Résultats principaux
Résultats de l’anticoagulation
Les registres FRANCE-2 et FRANCE-TAVI ont inclus 24 695 patients avec une durée de suivi moyenne de 2 ans. Parmi eux, 8982 (36.5%) patients étaient sous anticoagulation curative. Ces patients étaient plus âgés, plus souvent des hommes, avec un Euroscore 2 plus élevé et avaient plus souvent un antécédent d’insuffisance rénale chronique, d’AVC et d’intervention coronaire percutanée en comparaison avec les patients sans anticoagulation (p<0.001 pour toutes ces comparaisons). Les patients sous anticoagulant ont eu une mortalité augmentée (hazard ratio (HR) 1.51, intervalle de confiance (CI) 95% (1.44-1.58), p<0.005), un taux d’hémorragie majeure augmentée (p<0.005) et un taux d’AVC augmenté (p<0.005).
Résultats de l’anticoagulation associée à un antiagrégant plaquettaire
Parmi les patients sous anticoagulation, 5036 (63.0%) avaient également un antiagrégant plaquettaire. Ces patients étaient moins âgés, plus souvent des hommes et avec un antécédent d’intervention coronaire percutané en comparaison avec les patients sans anti-agrégant plaquettaire (p<0.001 pour toutes ces comparaisons). Les patients sous anticoagulant + antiagrégant plaquettaire avaient un risque de saignement majeur augmenté (HR 1.27, CI 95% (1.10-1.48), p<0.005) et un risque de syndrome coronaire aigu plus important (HR 1.76, CI 95% (1.28-2.42), p<0.005) en comparaison avec les patients sous anticoagulation seule. La mortalité et le taux d’AVC n’étaient pas différents.

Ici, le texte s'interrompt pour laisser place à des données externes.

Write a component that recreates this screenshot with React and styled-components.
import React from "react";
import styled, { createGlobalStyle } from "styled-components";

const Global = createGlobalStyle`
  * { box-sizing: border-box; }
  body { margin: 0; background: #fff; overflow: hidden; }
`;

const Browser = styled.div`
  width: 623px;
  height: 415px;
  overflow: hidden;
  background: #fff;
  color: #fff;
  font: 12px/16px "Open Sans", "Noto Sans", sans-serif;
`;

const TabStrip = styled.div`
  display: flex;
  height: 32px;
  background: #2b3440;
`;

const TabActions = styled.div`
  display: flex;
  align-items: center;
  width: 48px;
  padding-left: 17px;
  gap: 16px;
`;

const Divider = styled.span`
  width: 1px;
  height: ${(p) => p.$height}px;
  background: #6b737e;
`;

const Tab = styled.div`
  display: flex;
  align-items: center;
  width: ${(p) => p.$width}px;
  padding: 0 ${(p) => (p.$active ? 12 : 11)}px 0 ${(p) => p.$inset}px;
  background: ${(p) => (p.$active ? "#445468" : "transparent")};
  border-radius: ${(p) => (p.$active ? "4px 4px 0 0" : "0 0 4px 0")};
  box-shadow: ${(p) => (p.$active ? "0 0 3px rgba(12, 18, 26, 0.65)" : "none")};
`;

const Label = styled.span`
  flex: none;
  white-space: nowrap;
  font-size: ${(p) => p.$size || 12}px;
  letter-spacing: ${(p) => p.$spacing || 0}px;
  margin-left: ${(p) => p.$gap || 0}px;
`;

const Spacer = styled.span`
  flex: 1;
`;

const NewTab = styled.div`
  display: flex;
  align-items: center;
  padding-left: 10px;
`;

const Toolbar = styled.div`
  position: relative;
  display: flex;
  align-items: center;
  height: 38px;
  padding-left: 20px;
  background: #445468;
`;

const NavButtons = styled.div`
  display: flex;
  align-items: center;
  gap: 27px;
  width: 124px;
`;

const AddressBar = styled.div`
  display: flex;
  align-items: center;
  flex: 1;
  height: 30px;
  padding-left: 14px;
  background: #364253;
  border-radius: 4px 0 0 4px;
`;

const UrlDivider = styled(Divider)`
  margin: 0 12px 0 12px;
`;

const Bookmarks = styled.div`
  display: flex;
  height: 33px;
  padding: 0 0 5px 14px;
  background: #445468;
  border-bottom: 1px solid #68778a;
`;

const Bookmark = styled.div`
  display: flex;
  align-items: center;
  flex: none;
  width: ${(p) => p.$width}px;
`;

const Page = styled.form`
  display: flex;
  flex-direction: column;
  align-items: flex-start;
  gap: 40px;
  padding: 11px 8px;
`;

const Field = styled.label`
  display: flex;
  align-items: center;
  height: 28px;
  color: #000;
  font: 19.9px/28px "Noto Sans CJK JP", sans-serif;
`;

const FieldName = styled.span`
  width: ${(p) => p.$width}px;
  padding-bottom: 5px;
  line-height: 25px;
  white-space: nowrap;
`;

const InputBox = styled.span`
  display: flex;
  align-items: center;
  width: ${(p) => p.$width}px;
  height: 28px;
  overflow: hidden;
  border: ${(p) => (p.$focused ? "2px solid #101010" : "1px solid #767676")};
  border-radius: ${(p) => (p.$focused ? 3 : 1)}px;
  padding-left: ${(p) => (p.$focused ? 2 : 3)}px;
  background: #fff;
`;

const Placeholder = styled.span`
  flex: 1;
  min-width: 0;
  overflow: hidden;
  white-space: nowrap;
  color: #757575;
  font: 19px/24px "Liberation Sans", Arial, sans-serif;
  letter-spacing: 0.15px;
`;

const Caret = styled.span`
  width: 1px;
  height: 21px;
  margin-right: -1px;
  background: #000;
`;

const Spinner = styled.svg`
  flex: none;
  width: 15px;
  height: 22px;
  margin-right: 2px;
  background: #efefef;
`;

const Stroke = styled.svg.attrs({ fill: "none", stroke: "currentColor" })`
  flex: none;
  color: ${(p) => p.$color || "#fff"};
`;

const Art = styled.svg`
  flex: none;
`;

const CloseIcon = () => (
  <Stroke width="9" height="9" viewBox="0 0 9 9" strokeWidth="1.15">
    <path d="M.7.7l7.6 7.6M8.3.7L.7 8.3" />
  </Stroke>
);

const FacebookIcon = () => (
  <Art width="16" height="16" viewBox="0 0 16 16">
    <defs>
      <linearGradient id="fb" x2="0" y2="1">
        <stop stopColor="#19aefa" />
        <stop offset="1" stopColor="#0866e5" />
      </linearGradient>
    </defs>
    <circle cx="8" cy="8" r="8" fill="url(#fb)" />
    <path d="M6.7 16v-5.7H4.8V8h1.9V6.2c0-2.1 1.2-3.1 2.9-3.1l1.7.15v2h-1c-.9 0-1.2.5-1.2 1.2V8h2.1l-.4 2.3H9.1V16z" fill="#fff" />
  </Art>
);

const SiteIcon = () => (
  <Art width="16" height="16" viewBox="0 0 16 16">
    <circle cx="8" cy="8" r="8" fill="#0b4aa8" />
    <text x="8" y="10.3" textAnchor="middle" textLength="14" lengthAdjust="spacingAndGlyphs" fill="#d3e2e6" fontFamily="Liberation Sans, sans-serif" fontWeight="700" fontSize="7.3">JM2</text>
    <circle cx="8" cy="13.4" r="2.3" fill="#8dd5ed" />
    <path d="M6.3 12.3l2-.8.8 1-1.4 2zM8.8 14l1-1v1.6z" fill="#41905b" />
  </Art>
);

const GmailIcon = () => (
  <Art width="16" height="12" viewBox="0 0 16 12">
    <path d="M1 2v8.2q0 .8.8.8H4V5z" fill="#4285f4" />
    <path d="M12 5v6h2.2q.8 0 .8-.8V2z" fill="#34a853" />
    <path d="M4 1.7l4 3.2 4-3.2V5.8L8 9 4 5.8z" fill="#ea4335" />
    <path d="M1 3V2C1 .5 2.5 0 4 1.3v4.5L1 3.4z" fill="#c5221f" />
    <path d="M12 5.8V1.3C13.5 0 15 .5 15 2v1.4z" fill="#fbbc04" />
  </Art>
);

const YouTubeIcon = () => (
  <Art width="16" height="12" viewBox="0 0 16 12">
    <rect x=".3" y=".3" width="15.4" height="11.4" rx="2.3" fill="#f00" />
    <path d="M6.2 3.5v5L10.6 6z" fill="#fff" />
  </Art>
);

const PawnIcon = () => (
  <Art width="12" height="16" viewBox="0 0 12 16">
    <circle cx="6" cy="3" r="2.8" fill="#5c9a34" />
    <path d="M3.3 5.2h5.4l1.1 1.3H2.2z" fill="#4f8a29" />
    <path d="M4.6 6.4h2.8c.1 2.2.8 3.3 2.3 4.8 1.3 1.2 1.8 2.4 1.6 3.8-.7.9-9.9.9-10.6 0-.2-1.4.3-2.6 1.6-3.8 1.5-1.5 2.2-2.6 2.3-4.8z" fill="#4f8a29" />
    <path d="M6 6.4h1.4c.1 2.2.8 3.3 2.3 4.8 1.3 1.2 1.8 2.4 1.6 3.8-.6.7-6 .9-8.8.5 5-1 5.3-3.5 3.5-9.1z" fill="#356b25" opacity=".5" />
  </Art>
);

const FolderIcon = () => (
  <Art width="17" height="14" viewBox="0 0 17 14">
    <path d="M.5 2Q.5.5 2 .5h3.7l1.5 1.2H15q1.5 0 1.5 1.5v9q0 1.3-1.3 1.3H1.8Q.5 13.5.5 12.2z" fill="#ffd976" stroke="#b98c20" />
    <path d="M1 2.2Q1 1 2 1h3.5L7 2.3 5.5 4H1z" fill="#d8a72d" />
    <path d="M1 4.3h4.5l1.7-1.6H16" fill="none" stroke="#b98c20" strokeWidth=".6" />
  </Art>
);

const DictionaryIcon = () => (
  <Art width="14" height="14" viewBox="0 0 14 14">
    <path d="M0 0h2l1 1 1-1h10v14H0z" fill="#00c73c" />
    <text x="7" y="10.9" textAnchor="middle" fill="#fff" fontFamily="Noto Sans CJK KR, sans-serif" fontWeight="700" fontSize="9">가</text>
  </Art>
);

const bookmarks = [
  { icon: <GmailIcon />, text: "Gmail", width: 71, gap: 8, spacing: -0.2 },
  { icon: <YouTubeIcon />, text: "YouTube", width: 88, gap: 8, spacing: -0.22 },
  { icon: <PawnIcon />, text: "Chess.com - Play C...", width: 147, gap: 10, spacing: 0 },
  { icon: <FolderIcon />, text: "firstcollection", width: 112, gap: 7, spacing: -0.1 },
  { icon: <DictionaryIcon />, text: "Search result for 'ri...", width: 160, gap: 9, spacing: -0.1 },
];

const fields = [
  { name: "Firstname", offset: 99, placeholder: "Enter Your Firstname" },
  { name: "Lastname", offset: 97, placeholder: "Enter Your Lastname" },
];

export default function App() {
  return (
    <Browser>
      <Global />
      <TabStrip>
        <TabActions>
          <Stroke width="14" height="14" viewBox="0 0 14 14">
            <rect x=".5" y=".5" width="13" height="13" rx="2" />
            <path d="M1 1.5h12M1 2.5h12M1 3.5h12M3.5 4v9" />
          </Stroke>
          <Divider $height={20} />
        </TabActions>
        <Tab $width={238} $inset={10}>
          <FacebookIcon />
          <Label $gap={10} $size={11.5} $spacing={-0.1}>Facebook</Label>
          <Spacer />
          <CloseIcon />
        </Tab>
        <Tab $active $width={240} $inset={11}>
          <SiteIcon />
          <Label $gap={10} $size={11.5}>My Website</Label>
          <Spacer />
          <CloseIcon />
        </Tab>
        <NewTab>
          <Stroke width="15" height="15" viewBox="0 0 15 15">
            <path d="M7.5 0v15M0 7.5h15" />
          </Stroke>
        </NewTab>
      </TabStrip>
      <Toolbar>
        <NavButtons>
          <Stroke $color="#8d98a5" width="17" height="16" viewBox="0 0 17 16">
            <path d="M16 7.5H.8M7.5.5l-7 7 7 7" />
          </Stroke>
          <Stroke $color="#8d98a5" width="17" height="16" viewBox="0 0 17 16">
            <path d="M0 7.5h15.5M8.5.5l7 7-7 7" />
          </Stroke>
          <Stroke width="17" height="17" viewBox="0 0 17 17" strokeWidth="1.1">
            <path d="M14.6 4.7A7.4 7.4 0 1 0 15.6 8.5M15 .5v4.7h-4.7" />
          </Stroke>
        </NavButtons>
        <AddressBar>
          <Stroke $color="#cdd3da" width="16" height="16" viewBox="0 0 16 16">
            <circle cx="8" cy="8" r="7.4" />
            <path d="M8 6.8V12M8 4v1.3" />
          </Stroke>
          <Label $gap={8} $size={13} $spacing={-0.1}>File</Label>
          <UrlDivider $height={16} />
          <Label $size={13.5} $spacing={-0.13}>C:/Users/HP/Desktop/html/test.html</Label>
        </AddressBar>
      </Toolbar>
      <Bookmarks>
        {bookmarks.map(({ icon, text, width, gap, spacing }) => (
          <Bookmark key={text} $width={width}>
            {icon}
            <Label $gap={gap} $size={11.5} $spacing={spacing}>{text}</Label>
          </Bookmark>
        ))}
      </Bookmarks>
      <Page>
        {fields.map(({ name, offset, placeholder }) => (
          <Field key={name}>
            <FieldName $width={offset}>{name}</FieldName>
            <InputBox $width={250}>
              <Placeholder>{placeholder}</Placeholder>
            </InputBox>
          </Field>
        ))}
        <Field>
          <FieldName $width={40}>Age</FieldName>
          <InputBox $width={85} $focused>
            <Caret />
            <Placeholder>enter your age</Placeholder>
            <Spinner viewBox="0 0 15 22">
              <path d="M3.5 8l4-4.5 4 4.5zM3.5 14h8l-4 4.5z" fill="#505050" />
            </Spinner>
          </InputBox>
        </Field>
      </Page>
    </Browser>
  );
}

Résultats selon le type d’anticoagulant oral
Parmi les patients sous anticoagulation, 6688 (75.0%) étaient sous anti-vitamine K (AVK) et 2274 (25%) étaient sous anticoagulants oraux directs (AOD). Les patients sous AVK avaient un Euroscore 2 plus élevé et plus souvent un antécédent d’insuffisance rénale chronique et d’AVC que les patients sous AOD (p<0.01 pour toutes ces comparaisons). La mortalité était augmentée chez les patients sous AVK en comparaison avec ceux sous AOD (HR 1.39, CI 95% (1.23-1.57), p<0.005), tout comme le taux de saignement majeur (p<0.005). Les taux d’AVC et de syndrome coronaire aigu n’étaient pas significativement différents.
Discussion
Ces données sur l’utilisation de l’anticoagulation après TAVI sont importantes. Premièrement, les patients sous anticoagulation ont un état général plus sévère que les autres patients avec plus de comorbidités. Deuxièmement, il existe une augmentation significative de la mortalité, des hémorragies majeures et des AVC chez les patients sous anticoagulation. Enfin, les patients sous AOD ont une diminution significative de la mortalité et des taux d’hémorragies majeures en comparaison avec les patients sous AVK.

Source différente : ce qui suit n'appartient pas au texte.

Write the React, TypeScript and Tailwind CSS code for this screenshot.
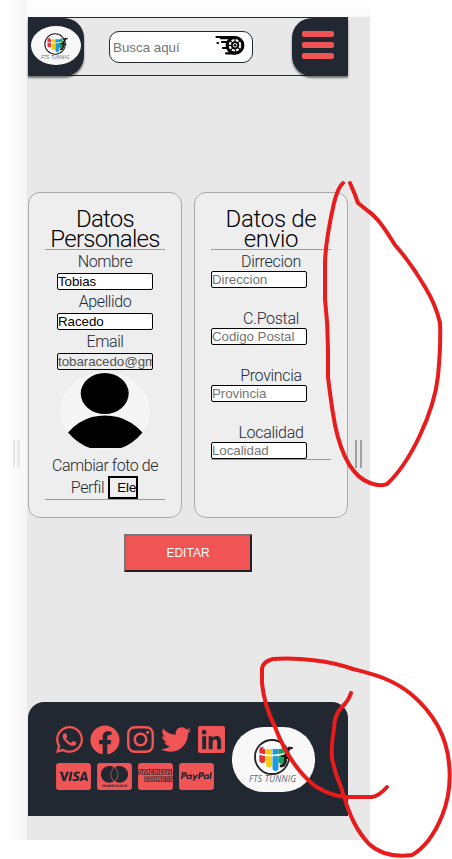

Ces données préliminaires nécessitent d’être complétées par des analyses multivariées prenant en compte les caractéristiques spécifiques des patients afin d’affiner les résultats de l’anticoagulation sur les événements survenant après TAVI.
Références
- Baumgartner H, Falk V, Bax JJ, De Bonis M et al. 2017 ESC/EACTS Guidelines for the management of valvular heart disease. Eur Heart J. 2017;38:2739–91.